Fall 2011

Land Trust

– Ginger Strand

The periodic urge to embrace bucolic self-sufficiency — or at least to dream of doing so — is upon us once more.

Locavores, urban farms, backyard chickens. The periodic urge to embrace bucolic self-sufficiency—or at least to dream of doing so—is upon us once more. Is it an outburst of environmental anxiety triggered by the much-bemoaned End of Nature? Maybe. But Dona Brown’s Back to the Land is a useful corrective to the idea that the country living movement is strictly an effort to get right with Mother Earth. Tracing the history of the back-to-the-land movement across the 20th century, Brown argues that the waxing and waning impulse to return to rural life tracks economic anxiety more than ecological awareness.

Back-to-the-land movements are often assumed to have taken root with Henry David Thoreau or ideas about nature embodied in Romanticism, but Brown launches her story later, in the early 20th century, when financial instability amplified a growing unease with urbanization. She argues convincingly that proponents of the movement wanted farms of their own as guarantees of financial security—particularly in the face of retirement—rather than as idyllic rural retreats. Not that their motives lacked any kind of ideology, but that too was economic: First-wave back-to-the-landers were intent on becoming self-sufficient producers instead of parasitic consumers. In fact, anti-consumerism is one theme linking the historical iterations of the country life movement.

In the first two decades of the century, however, the nature of that critique of the economic system changed. The back-to-the-land movement began to jettison many of its associations with reform and radicalism. In a surprising chapter, Brown shows how the movement became bound up with real estate development, irrigation, and the growth of a car-dependent culture. Colonies including William Ellsworth Smythe’s Little Lands, founded in San Ysidro, California, in 1908, subscribed to the same ideal—a house with some greenery around it—promoted in protosuburbs such as architect Frank Lloyd Wright’s Broadacre City.
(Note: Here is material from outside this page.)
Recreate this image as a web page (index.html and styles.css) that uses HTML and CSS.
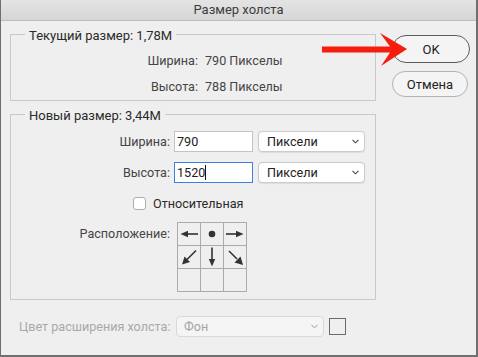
FILE: index.html
```html
<!DOCTYPE html>
<html lang="ru">
<head>
<meta charset="utf-8">
<title>Размер холста</title>
<link rel="stylesheet" href="styles.css">
</head>
<body>
<div class="window">
  <div class="titlebar">Размер холста</div>
  <div class="body">
    <div class="main">
      <fieldset class="group group-current">
        <legend>Текущий размер: 1,78M</legend>
        <div class="info-grid">
          <span class="lbl">Ширина:</span><span class="val">790 Пикселы</span>
          <span class="lbl">Высота:</span><span class="val">788 Пикселы</span>
        </div>
      </fieldset>
      <fieldset class="group group-new">
        <legend>Новый размер: 3,44M</legend>
        <div class="row">
          <span class="lbl col1">Ширина:</span>
          <div class="field">790</div>
          <div class="select"><span>Пиксели</span><svg class="chev" width="7" height="5" viewBox="0 0 7 5"><polyline points="0.5,0.8 3.5,3.8 6.5,0.8" fill="none" stroke="#444" stroke-width="1.1"/></svg></div>
        </div>
        <div class="row row2">
          <span class="lbl col1">Высота:</span>
          <div class="field focused">1520<span class="caret"></span></div>
          <div class="select"><span>Пиксели</span><svg class="chev" width="7" height="5" viewBox="0 0 7 5"><polyline points="0.5,0.8 3.5,3.8 6.5,0.8" fill="none" stroke="#444" stroke-width="1.1"/></svg></div>
        </div>
        <div class="check-row">
          <span class="checkbox"></span><span class="check-text">Относительная</span>
        </div>
        <div class="anchor-row">
          <span class="lbl col1 anchor-lbl">Расположение:</span>
          <div class="anchor-grid">
            <div class="cell"><svg width="22" height="22" viewBox="0 0 22 22"><line x1="9" y1="11" x2="20" y2="11" stroke="#333" stroke-width="1.6"/><polygon points="2.5,11 10,7.8 10,14.2" fill="#333"/></svg></div>
            <div class="cell"><svg width="22" height="22" viewBox="0 0 22 22"><circle cx="11" cy="11" r="3.3" fill="#333"/></svg></div>
            <div class="cell"><svg width="22" height="22" viewBox="0 0 22 22"><line x1="2" y1="11" x2="13" y2="11" stroke="#333" stroke-width="1.6"/><polygon points="19.5,11 12,7.8 12,14.2" fill="#333"/></svg></div>
            <div class="cell"><svg width="22" height="22" viewBox="0 0 22 22"><line x1="18" y1="4.5" x2="9" y2="13.5" stroke="#333" stroke-width="1.6"/><polygon points="4,18.5 6.5,10.5 12,16" fill="#333"/></svg></div>
            <div class="cell"><svg width="22" height="22" viewBox="0 0 22 22"><line x1="11" y1="1.5" x2="11" y2="13" stroke="#333" stroke-width="1.6"/><polygon points="11,20.5 7.8,13 14.2,13" fill="#333"/></svg></div>
            <div class="cell"><svg width="22" height="22" viewBox="0 0 22 22"><line x1="5" y1="5" x2="13" y2="13" stroke="#333" stroke-width="1.6"/><polygon points="19,19 10.5,16.5 16.5,10.5" fill="#333"/></svg></div>
            <div class="cell"></div>
            <div class="cell"></div>
            <div class="cell"></div>
          </div>
        </div>
      </fieldset>
      <div class="ext-row">
        <span class="ext-lbl">Цвет расширения холста:</span>
        <div class="select disabled"><span>Фон</span><svg class="chev" width="7" height="5" viewBox="0 0 7 5"><polyline points="0.5,0.8 3.5,3.8 6.5,0.8" fill="none" stroke="#b5b5b5" stroke-width="1.1"/></svg></div>
        <span class="swatch"></span>
      </div>
    </div>
    <div class="side">
      <div class="btn btn-ok">OK</div>
      <div class="btn btn-cancel">Отмена</div>
    </div>
  </div>
  <svg class="red-arrow" width="90" height="40" viewBox="0 0 90 40"><polygon points="2,16.5 70,16.5 60,3 87,19 61,36 70,22.5 2,22.5" fill="#f61d0e"/></svg>
</div>
</body>
</html>
```
FILE: styles.css
```css
* { box-sizing: border-box; }
html, body { margin: 0; padding: 0; }
body {
  font-family: Roboto, "Liberation Sans", Arial, sans-serif;
  font-size: 12.6px;
  color: #2a2a2a;
  background: #efefef;
}
.window {
  position: relative;
  width: 478px;
  height: 357px;
  background: #efefef;
  border-left: 1px solid #6f6f6f;
  border-right: 2px solid #6f6f6f;
  border-bottom: 2px solid #6f6f6f;
  overflow: hidden;
}
.titlebar {
  height: 21px;
  line-height: 19px;
  font-size: 13px;
  text-align: center;
  color: #3c3c3c;
  background: linear-gradient(#e4e4e4, #d6d6d6);
  border-bottom: 1px solid #bdbdbd;
}
.body {
  display: flex;
  padding-left: 9px;
}
.main {
  width: 366px;
}
.group {
  margin: 5px 0 0 0;
  padding: 0;
  border: 1px solid #c9c9c9;
  min-width: 0;
}
.group legend {
  margin-left: 14px;
  padding: 2px 4px 0;
  line-height: 15px;
  font-size: 13px;
  color: #2a2a2a;
}
.info-grid {
  display: grid;
  grid-template-columns: 187px 1fr;
  column-gap: 7px;
  grid-auto-rows: 26px;
  align-items: center;
  padding: 4px 0 1px;
  color: #454545;
}
.info-grid .lbl { text-align: right; }
.group-new {
  padding: 8px 0 7px;
}
.row {
  display: flex;
  align-items: center;
  height: 21px;
}
.row2 { margin-top: 10px; }
.lbl { color: #454545; }
.col1 {
  width: 159px;
  text-align: right;
  flex: none;
}
.field {
  margin-left: 4px;
  width: 79px;
  height: 21px;
  line-height: 19px;
  padding-left: 2px;
  background: #fff;
  border: 1px solid #c3c3c3;
  color: #222;
}
.field.focused {
  border-color: #3b7fe3;
}
.caret {
  display: inline-block;
  width: 1px;
  height: 15px;
  background: #111;
  vertical-align: -3px;
}
.select {
  position: relative;
  display: flex;
  align-items: center;
  justify-content: space-between;
  margin-left: 5px;
  width: 107px;
  height: 21px;
  padding: 0 5px 0 8px;
  background: #fff;
  border: 1px solid #cbcbcb;
  border-radius: 4px;
  box-shadow: 0 0.5px 1px rgba(0,0,0,0.08);
  color: #222;
}
.chev { flex: none; }
.check-row {
  display: flex;
  align-items: center;
  margin-top: 13px;
  padding-left: 122px;
  height: 14px;
}
.checkbox {
  width: 13px;
  height: 13px;
  background: #fff;
  border: 1px solid #adadad;
  border-radius: 3px;
}
.check-text {
  margin-left: 7px;
  color: #2a2a2a;
}
.anchor-row {
  display: flex;
  align-items: flex-start;
  margin-top: 12px;
}
.anchor-lbl {
  line-height: 22px;
  margin-top: 1px;
}
.anchor-grid {
  margin-left: 7px;
  display: grid;
  grid-template-columns: repeat(3, 22px);
  grid-auto-rows: 22px;
  gap: 1px;
  padding: 1px;
  background: #ababab;
}
.cell {
  background: #efefef;
}
.cell svg { display: block; }
.ext-row {
  display: flex;
  align-items: center;
  margin-top: 16px;
  height: 21px;
}
.ext-lbl {
  width: 159px;
  padding-left: 9px;
  color: #a9a9a9;
  white-space: nowrap;
  flex: none;
}
.select.disabled {
  margin-left: 7px;
  width: 148px;
  background: #f5f5f5;
  border-color: #d9d9d9;
  box-shadow: none;
  color: #a5a5a5;
  padding-left: 7px;
}
.swatch {
  margin-left: 5px;
  width: 17px;
  height: 17px;
  border: 1px solid #6a6a6a;
  background: #efefef;
}
.side {
  display: flex;
  flex-direction: column;
  margin-left: 16px;
  padding-top: 14px;
  width: 78px;
}
.btn {
  display: flex;
  align-items: center;
  justify-content: center;
  background: #f4f4f4;
  color: #222;
  font-size: 13px;
}
.btn-ok {
  height: 28px;
  border: 1px solid #5c5c5c;
  border-radius: 14px;
}
.btn-cancel {
  margin-top: 8px;
  width: 76px;
  height: 26px;
  border: 1px solid #b3b3b3;
  border-radius: 13px;
}
.red-arrow {
  position: absolute;
  left: 319px;
  top: 30px;
}
```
There was, Brown writes, “an increasingly intimate interplay between back-to-the-land rhetoric and the emerging Southern California suburban ‘lifestyle.’ ” In other words, a split was looming between those who wanted actual rural life and those who wanted a sanitized suburban semblance of it. Later, when the suburban lifestyle swept the mainstream, drawing fire as soulless and unsustainable, the split became a chasm.

The country life movement faded in the prosperous, urbane 1920s, then surged back during the Great Depression, due partly to renewed frustration with the economic system. President Franklin Roosevelt added something new: federal sponsorship. He wanted to promote self-sufficiency—but he had to tread carefully in order to appease the farm lobby, which feared competition from the little guy. Rather than advocate a wide-scale return to small farms, the New Deal promoted “subsistence homesteads” and “greenbelt towns,” where residents could grow fruits and vegetables for themselves, but not for the market. The New Deal thus struck a blow for the suburban version of country life in deference to the farm lobby. The transition from family farms to industrial agribusiness is a lurking subtext in this book, though Brown shies away from discussing it in detail.

The New Deal era, Brown declares, was the last time liberals would advocate government programs to help citizens produce for themselves. After World War II, the country life movement gave birth to a new wing: “decentralists” opposed to bigness, whether of corporations or of governments. They were, not surprisingly, often based in Vermont, one of the few states that sustain a separatist movement. (The author is an associate professor of history at the University of Vermont.)

The most famous of these Vermont back-to-the-landers, Helen and Scott Nearing, were not strictly decentralists, but staunch socialists. Nonetheless, their book Living the Good Life (1954) would be the bible for back-to-the-land’s next flowering. In the 1970s, the movement came to represent a countercultural lifestyle and a rejection of the “rat race.” Brown argues that even this iteration was more a reaction to economic instability—triggered by inflation and the oil crisis—than the outburst of hippie nature-worship many people see it for.

Brown’s enthusiasm for sharing the fruits of archival research means that her narrative often gets bogged down, but the book’s main insight is clear. Today’s surge in the popularity of gardening is frequently said to reflect economic insecurity. Brown unearths an alternative history in which going back to the land has always been more about greenbacks than green.

* * *

Ginger Strand is the author of Inventing Niagara: Beauty, Power, and Lies (2008). Her book about highway murderers, Killer on the Road: Violence and the American Highway, will be published in March.

Reviewed: Back to the Land: The Enduring Dream of Self-Sufficiency in Modern America by Dona Brown, University of Wisconsin Press, 2011, 290 pp.